I am a 3rd-timer postdoc, and I often run into this issue. Over my career I have greatly benefitted personally of responsible peer review and participating in the elaboration of 'Response to Reviews'. Moreover I am very wary of publishing ethics, and open discussion of papers after publication.
This is often what happens: the 1st author of a paper where I am a co-author assigns a PI as last corresponding author. This PI is usually older and actually less invested in the project, but wishes to handle the submission. This person will however not share any correspondence with editors or submission files with authors other than the first (and I suspect even then not in full). I am thus left in the dark about discussions over papers where quite often I made a major part of the writing and experiments, and the only specialist about core topics being discussed.
I have tried asking for the details of peer review and was ignored, every time this happened. On a most recent case I received editorial notification of submission of same paper from two different journals within the time span of just 5 days, and now I fear somebody pulled a duplicate submission! This kind of attitude has made me reluctant of handing the position as corresponding authors to others, particularly to PIs, which is politically not good.
Thus I ask: How do others deal with such a situation?
UPDATE 1 (24.01.2018): I have just sent an email to the PI politely asking again for the peer reviews stating I will follow up with the journals if there is no reply.
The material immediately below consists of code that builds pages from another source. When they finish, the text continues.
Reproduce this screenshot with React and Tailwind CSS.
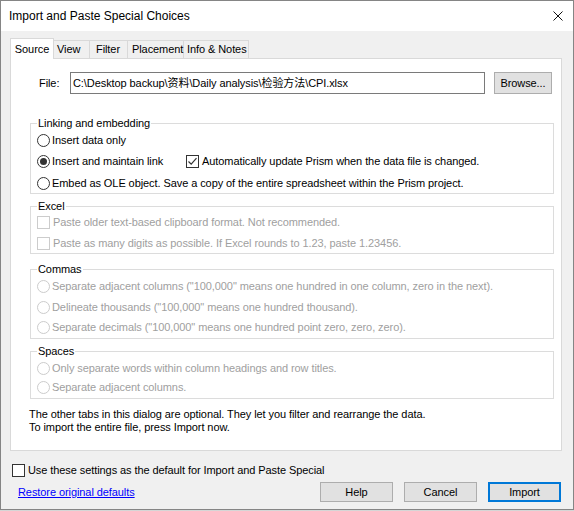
import React from "react";

const dim = "text-[#a0a0a0]";

function Radio({ label, checked, disabled, className = "" }) {
  return (
    <div className={`flex items-center h-[18px] ${className}`}>
      <span
        className={`w-[13px] h-[13px] shrink-0 rounded-full border bg-white flex items-center justify-center ${
          disabled ? "border-[#cccccc]" : "border-[#333333]"
        }`}
      >
        {checked && <span className="w-[7px] h-[7px] rounded-full bg-[#333333]" />}
      </span>
      <span className={`ml-[2px] whitespace-nowrap ${disabled ? dim : "text-black"}`}>{label}</span>
    </div>
  );
}

function Check({ label, checked, disabled, className = "" }) {
  return (
    <div className={`flex items-center h-[18px] ${className}`}>
      <span
        className={`w-[13px] h-[13px] shrink-0 border bg-white flex items-center justify-center ${
          disabled ? "border-[#cccccc]" : "border-[#333333]"
        }`}
      >
        {checked && (
          <svg width="11" height="11" viewBox="0 0 11 11">
            <path d="M1.5 5.5 L4.2 8.2 L9.5 2.2" fill="none" stroke="#333" strokeWidth="1.2" />
          </svg>
        )}
      </span>
      <span className={`ml-[3px] whitespace-nowrap ${disabled ? dim : "text-black"}`}>{label}</span>
    </div>
  );
}

function Group({ title, className = "", children }) {
  return (
    <fieldset className={`border border-[#dcdcdc] ml-[19px] mr-[7px] px-[6px] ${className}`}>
      <legend className="px-px leading-[14px]">{title}</legend>
      {children}
    </fieldset>
  );
}

function Tab({ label, active, className }) {
  if (active) {
    return (
      <div
        className={`${className} h-[21px] -mb-px relative z-10 bg-white border border-b-0 border-[#d9d9d9] flex items-center justify-center`}
      >
        {label}
      </div>
    );
  }
  return (
    <div
      className={`${className} h-[18px] self-end border-t border-r border-[#d9d9d9] flex items-center whitespace-nowrap`}
    >
      {label}
    </div>
  );
}

function Button({ children, primary }) {
  return (
    <button
      className={`w-[73px] h-[20px] bg-[#e1e1e1] flex items-center justify-center ${
        primary ? "border-2 border-[#0078d7]" : "border border-[#adadad]"
      }`}
    >
      {children}
    </button>
  );
}

export default function App() {
  return (
    <div className="w-[574px] h-[511px] bg-[#d6d6d6] font-['Liberation_Sans','Noto_Sans_CJK_SC',sans-serif] text-[11px] tracking-[-0.08px] text-black">
      <div className="h-[510px] border border-[#858585] bg-[#f0f0f0] flex flex-col">
        {/* title bar */}
        <div className="h-[30px] bg-white flex items-center justify-between pl-[8px] pr-[10px]">
          <span className="text-[12px] tracking-normal">Import and Paste Special Choices</span>
          <svg width="10" height="10" viewBox="0 0 10 10">
            <path d="M0.5 0.5 L9.5 9.5 M9.5 0.5 L0.5 9.5" stroke="#111" strokeWidth="1" />
          </svg>
        </div>

        <div className="flex-1 flex flex-col pt-[7px] pl-[9px] pr-[11px]">
          {/* tabs */}
          <div className="flex h-[20px]">
            <Tab label="Source" active className="w-[44px]" />
            <Tab label="View" className="w-[36px] pl-[3px]" />
            <Tab label="Filter" className="w-[38px] pl-[6px]" />
            <Tab label="Placement" className="w-[56px] pl-[4px]" />
            <Tab label="Info & Notes" className="w-[65px] pl-[3px]" />
          </div>

          {/* Source panel */}
          <div className="w-[552px] h-[393px] bg-white border border-[#d9d9d9] flex flex-col">
            <div className="flex items-center mt-[13px] pl-[28px]">
              <span className="w-[31px]">File:</span>
              <div className="w-[415px] h-[22px] border border-[#7a7a7a] bg-white flex items-center pl-[2px] whitespace-nowrap">
                C:\Desktop backup\资料\Daily analysis\检验方法\CPI.xlsx
              </div>
              <button className="ml-[9px] w-[58px] h-[22px] bg-[#e1e1e1] border border-[#adadad]">Browse...</button>
            </div>

            <Group title="Linking and embedding" className="mt-[22px] pb-[1px]">
              <Radio label="Insert data only" className="mt-[1px]" />
              <div className="flex mt-[3px]">
                <Radio label="Insert and maintain link" checked className="w-[149px]" />
                <Check label="Automatically update Prism when the data file is changed." checked />
              </div>
              <Radio
                label="Embed as OLE object. Save a copy of the entire spreadsheet within the Prism project."
                className="mt-[4px]"
              />
            </Group>

            <Group title="Excel" className="mt-[5px] pb-[1px]">
              <Check label="Paste older text-based clipboard format. Not recommended." disabled />
              <Check
                label="Paste as many digits as possible. If Excel rounds to 1.23, paste 1.23456."
                disabled
                className="mt-[3px]"
              />
            </Group>

            <Group title="Commas" className="mt-[8px] pb-[2px]">
              <Radio
                label={'Separate adjacent columns ("100,000" means one hundred in one column, zero in the next).'}
                disabled
                className="mt-[1px]"
              />
              <Radio
                label={'Delineate thousands ("100,000" means one hundred thousand).'}
                disabled
                className="mt-[3px]"
              />
              <Radio
                label={'Separate decimals ("100,000" means one hundred point zero, zero, zero).'}
                disabled
                className="mt-[2px]"
              />
            </Group>

            <Group title="Spaces" className="mt-[5px] pb-[2px]">
              <Radio
                label="Only separate words within column headings and row titles."
                disabled
                className="mt-[1px]"
              />
              <Radio label="Separate adjacent columns." disabled className="mt-[1px]" />
            </Group>

            <div className="mt-[9px] ml-[18px] leading-[13px]">
              <p>The other tabs in this dialog are optional. They let you filter and rearrange the data.</p>
              <p>To import the entire file, press Import now.</p>
            </div>
          </div>

          <Check label="Use these settings as the default for Import and Paste Special" className="mt-[10px] ml-[2px]" />

          <div className="flex items-center justify-between mt-[3px] h-[20px]">
            <a href="#" className="ml-[8px] text-[#0000ff] underline">
              Restore original defaults
            </a>
            <div className="flex gap-[11px] mr-[1px]">
              <Button>Help</Button>
              <Button>Cancel</Button>
              <Button primary>Import</Button>
            </div>
          </div>
        </div>
      </div>
    </div>
  );
}
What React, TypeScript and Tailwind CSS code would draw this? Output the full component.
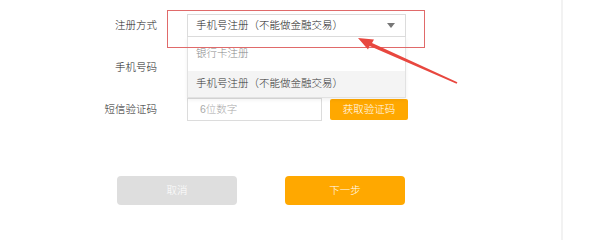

UPDATE 2 (25.01.2018): First author responded informally providing the dates of all submission and general reasons for two rejections. The details didn't really add up, but given a casual tone perhaps it wasn't precise (e.g. I suspect this person is not aware of the difference of editor x reviewer). I still asked again for the Reviewers reports, and was left with the impression the 1st author did not (care to) see them either. She said she'll ask the PI.
In case I get no response I am not sure on how to proceed (e.g. if I want to see peer review from a previous journal).